The Indian government realized the importance of transparency in the trading of shares. They also learned the fact that banks could not be linked to government bonds.
The loss to the investors was also not bearable, and certain protective measures had to be instituted. The Indian capital market was extremely vulnerable and had no regulatory measures
The remedial measures that were taken were the following:
1. The Securities and Exchange Board Of India (SEBI)was set up in 1992 by the government to oversee and regulate the Indian Capital Market.
2. SEBI would have the power to regulate and approve by-laws of stock exchanges, inspect the books of financial intermediaries such as banks, get companies to list themselves, and also register brokers.
3. There would be a move to make the market more transparent and trading overboard.
4. There was only the Bombay Stock Exchange(BSE), but now a new stock exchange would be set up as the National Stock Exchange Of India (NSE)
5.During that time, all trades were entered by hand and settling of the trade was done in 14 days’ time. Now, it takes only 2 days to exchange shares and settle the amount between the seller and the buyer. It is all automated.
6. Another thing is that the buyers did not have to maintain margin money in their accounts to buy shares. Now they need to have a balance, or they cannot buy shares. SEBI is very particular about it to avoid fraud.
Harshad Mehta perpetuated the most shocking scam in the Indian stock market. Many remedial measures were taken after that. Even so, other scams have taken place in the stock market.

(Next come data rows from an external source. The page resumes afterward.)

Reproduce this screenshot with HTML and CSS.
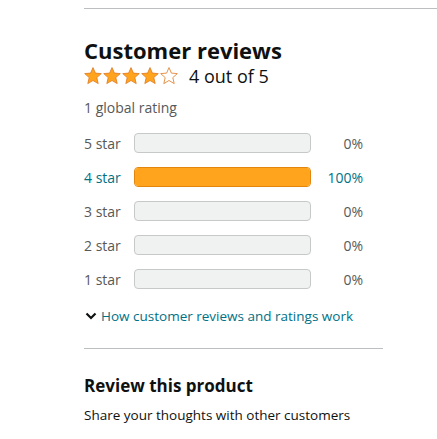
FILE: index.html
```html
<!DOCTYPE html>
<html>
<head>
<meta charset="utf-8">
<link rel="stylesheet" href="styles.css">
</head>
<body>
<div class="page">
  <hr class="rule-top">
  <section class="reviews">
    <h2 class="title">Customer reviews</h2>
    <div class="avg">
      <span class="stars">
        <svg width="96" height="18" viewBox="0 0 96 18">
          <defs>
            <path id="st" d="M9 0.6 L11.4 6.1 L17.3 6.6 L12.8 10.6 L14.2 16.6 L9 13.5 L3.8 16.6 L5.2 10.6 L0.7 6.6 L6.6 6.1 Z"/>
          </defs>
          <use href="#st" x="0" fill="#ffa41c" stroke="#de7921" stroke-width="0.8"/>
          <use href="#st" x="19" fill="#ffa41c" stroke="#de7921" stroke-width="0.8"/>
          <use href="#st" x="38" fill="#ffa41c" stroke="#de7921" stroke-width="0.8"/>
          <use href="#st" x="57" fill="#ffa41c" stroke="#de7921" stroke-width="0.8"/>
          <use href="#st" x="76" fill="#fff" stroke="#de7921" stroke-width="0.8"/>
        </svg>
      </span>
      <span class="avg-text">4 out of 5</span>
    </div>
    <div class="count">1 global rating</div>
    <div class="hist">
      <div class="row"><span class="lbl">5 star</span><span class="bar"><span class="fill" style="width:0%"></span></span><span class="pct">0%</span></div>
      <div class="row on"><span class="lbl">4 star</span><span class="bar"><span class="fill" style="width:100%"></span></span><span class="pct">100%</span></div>
      <div class="row"><span class="lbl">3 star</span><span class="bar"><span class="fill" style="width:0%"></span></span><span class="pct">0%</span></div>
      <div class="row"><span class="lbl">2 star</span><span class="bar"><span class="fill" style="width:0%"></span></span><span class="pct">0%</span></div>
      <div class="row"><span class="lbl">1 star</span><span class="bar"><span class="fill" style="width:0%"></span></span><span class="pct">0%</span></div>
    </div>
    <a class="how" href="#">
      <svg width="12" height="8" viewBox="0 0 12 8"><path d="M1.5 1.5 L6 6 L10.5 1.5" fill="none" stroke="#0f1111" stroke-width="2.2"/></svg>
      <span>How customer reviews and ratings work</span>
    </a>
    <hr class="rule-mid">
    <h3 class="sub">Review this product</h3>
    <p class="share">Share your thoughts with other customers</p>
  </section>
</div>
</body>
</html>
```

FILE: styles.css
```css
html, body {
  margin: 0;
  padding: 0;
  background: #fff;
}
body {
  font-family: "Open Sans", "Noto Sans", sans-serif;
  color: #0f1111;
}
.page {
  padding-left: 84px;
  padding-top: 8px;
}
.rule-top {
  margin: 0;
  border: 0;
  border-top: 1px solid #bbbfbf;
}
.reviews {
  width: 299px;
}
.title {
  margin: 27px 0 0;
  font-size: 22px;
  font-weight: 700;
  line-height: 28px;
}
.avg {
  display: flex;
  align-items: center;
  height: 24px;
}
.stars {
  display: flex;
  width: 105px;
}
.avg-text {
  font-size: 18px;
  line-height: 24px;
}
.count {
  margin-top: 10px;
  font-size: 14px;
  line-height: 20px;
  color: #565959;
}
.hist {
  margin-top: 8px;
}
.row {
  display: flex;
  align-items: center;
  height: 34px;
  font-size: 14px;
  color: #565959;
}
.row.on {
  color: #007185;
}
.lbl {
  width: 50px;
}
.bar {
  width: 177px;
  height: 20px;
  box-sizing: border-box;
  border: 1px solid #c7c9c9;
  border-radius: 4px;
  background: #f0f2f2;
  overflow: hidden;
  display: flex;
}
.row.on .bar {
  border-color: #e3860f;
}
.fill {
  display: block;
  height: 100%;
  background: #ffa41c;
}
.pct {
  width: 52px;
  text-align: right;
}
.how {
  display: flex;
  align-items: center;
  gap: 4px;
  margin-top: 10px;
  font-size: 13.5px;
  line-height: 20px;
  color: #007185;
  text-decoration: none;
  padding-left: 1px;
}
.rule-mid {
  margin: 22px 0 0;
  border: 0;
  border-top: 1px solid #bbbfbf;
}
.sub {
  margin: 25px 0 0;
  font-size: 17px;
  font-weight: 700;
  line-height: 24px;
}
.share {
  margin: 7px 0 0;
  font-size: 13.5px;
  line-height: 20px;
}
```
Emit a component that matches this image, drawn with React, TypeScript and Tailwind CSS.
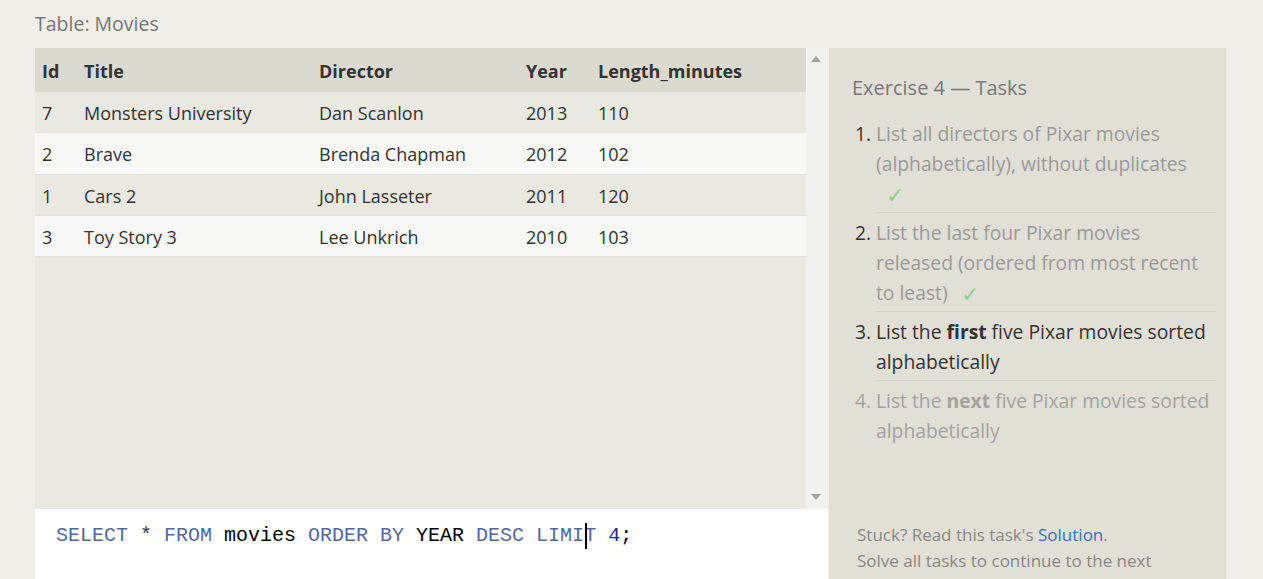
import React from "react";

const rows = [
  { id: "7", title: "Monsters University", director: "Dan Scanlon", year: "2013", len: "110" },
  { id: "2", title: "Brave", director: "Brenda Chapman", year: "2012", len: "102" },
  { id: "1", title: "Cars 2", director: "John Lasseter", year: "2011", len: "120" },
  { id: "3", title: "Toy Story 3", director: "Lee Unkrich", year: "2010", len: "103" },
];

export default function App() {
  return (
    <div
      className="w-full h-[579px] overflow-hidden bg-[#f0eee8] pl-[35px]"
      style={{ fontFamily: '"Open Sans", "Noto Sans", sans-serif' }}
    >
      <div className="pt-[10px] h-[48px] text-[19.5px] leading-[28px] text-[#777]">Table: Movies</div>
      <div className="flex">
        {/* left column */}
        <div className="w-[793px] flex flex-col">
          <div className="flex h-[461px]">
            <div className="w-[771px] bg-[#e9e8e1] text-[18px] text-[#333]">
              <div className="flex h-[44px] items-center pt-[3px] bg-[#dbdad0] font-bold">
                <div className="w-[42px] pl-[7px]">Id</div>
                <div className="w-[235px] pl-[7px]">Title</div>
                <div className="w-[207px] pl-[7px]">Director</div>
                <div className="w-[72px] pl-[7px]">Year</div>
                <div className="flex-1 pl-[7px]">Length_minutes</div>
              </div>
              {rows.map((r, i) => (
                <div
                  key={r.id}
                  className={
                    "flex h-[41.25px] items-center pt-[3px] border-b border-[#e4e3dc] " +
                    (i % 2 === 0 ? "bg-[#e9e8e1]" : "bg-[#f8f8f7]")
                  }
                >
                  <div className="w-[42px] pl-[7px]">{r.id}</div>
                  <div className="w-[235px] pl-[7px]">{r.title}</div>
                  <div className="w-[207px] pl-[7px]">{r.director}</div>
                  <div className="w-[72px] pl-[7px]">{r.year}</div>
                  <div className="flex-1 pl-[7px]">{r.len}</div>
                </div>
              ))}
            </div>
            <div className="w-[21px] bg-[#f1f1f0] flex flex-col items-center justify-between pt-[8px] pb-[9px] pr-[2px]">
              <svg width="10" height="6" viewBox="0 0 10 6">
                <polygon points="5,0 10,6 0,6" fill="#a3a3a3" />
              </svg>
              <svg width="10" height="6" viewBox="0 0 10 6">
                <polygon points="0,0 10,0 5,6" fill="#a3a3a3" />
              </svg>
            </div>
          </div>
          <div
            className="h-[80px] bg-white pl-[21px] pt-[14px] text-[20px] leading-[26px] whitespace-pre"
            style={{ fontFamily: '"Liberation Mono", "DejaVu Sans Mono", monospace' }}
          >
            <span className="text-[#55679c]">SELECT</span>
            <span className="text-[#333]"> * </span>
            <span className="text-[#55679c]">FROM</span>
            <span className="text-black"> movies </span>
            <span className="text-[#55679c]">ORDER BY</span>
            <span className="text-black"> YEAR </span>
            <span className="text-[#55679c]">DESC LIMI</span>
            <span className="relative">
              <span className="absolute left-[1px] top-[-1px] w-[2px] h-[26px] bg-black" />
            </span>
            <span className="text-[#55679c]">T</span>
            <span> </span>
            <span className="text-[#2323a8]">4</span>
            <span className="text-black">;</span>
          </div>
        </div>
        {/* right panel */}
        <div className="ml-[1px] w-[397px] h-[540px] bg-[#e1dfd6] pl-[23px] pr-[10px] pt-[27px]">
          <div className="text-[20px] leading-[26px] text-[#777]">Exercise 4 — Tasks</div>
          <ol className="list-decimal pl-[24px] mt-[13px] text-[19.3px] leading-[30px]">
            <li className="text-[#333] pt-[5px] pb-[3px] border-b border-[#d6d4ca]">
              <span className="text-[#9a9a9a]">List all directors of Pixar movies (alphabetically), without duplicates</span>
              <span className="block h-[30px] ml-[10px] text-[22px] leading-[30px] text-[#8fcf8f]">✓</span>
            </li>
            <li className="text-[#333] pt-[5px] pb-[3px] border-b border-[#d6d4ca]">
              <span className="text-[#9a9a9a]">List the last four Pixar movies released (ordered from most recent to least)</span>{" "}
              <span className="inline-block h-[30px] align-top ml-[8px] text-[22px] leading-[30px] text-[#8fcf8f]">✓</span>
            </li>
            <li className="text-[#333] pt-[5px] pb-[3px] border-b border-[#d6d4ca]">
              List the <b>first</b> five Pixar movies sorted alphabetically
            </li>
            <li className="text-[#a3a3a3] pt-[5px] pb-[3px]">
              List the <b>next</b> five Pixar movies sorted alphabetically
            </li>
          </ol>
          <div className="mt-[73px] pl-[5px] text-[17px] leading-[26px] text-[#888]">
            <div>
              Stuck? Read this task's <span className="text-[#3d6dc5]">Solution</span>.
            </div>
            <div>Solve all tasks to continue to the next</div>
          </div>
        </div>
      </div>
    </div>
  );
}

As far as possible, things are more transparent, and trading is completely online.
Let us hope that everyone gains and becomes rich in the future, and no one who invests in the stock market loses money. Investors, be warned, be intelligent and wakeful before you invest money. One lesson learned is that it is good to be rich but not greedy.
Learn to invest properly and wisely. Otherwise, money earned will be money burnt.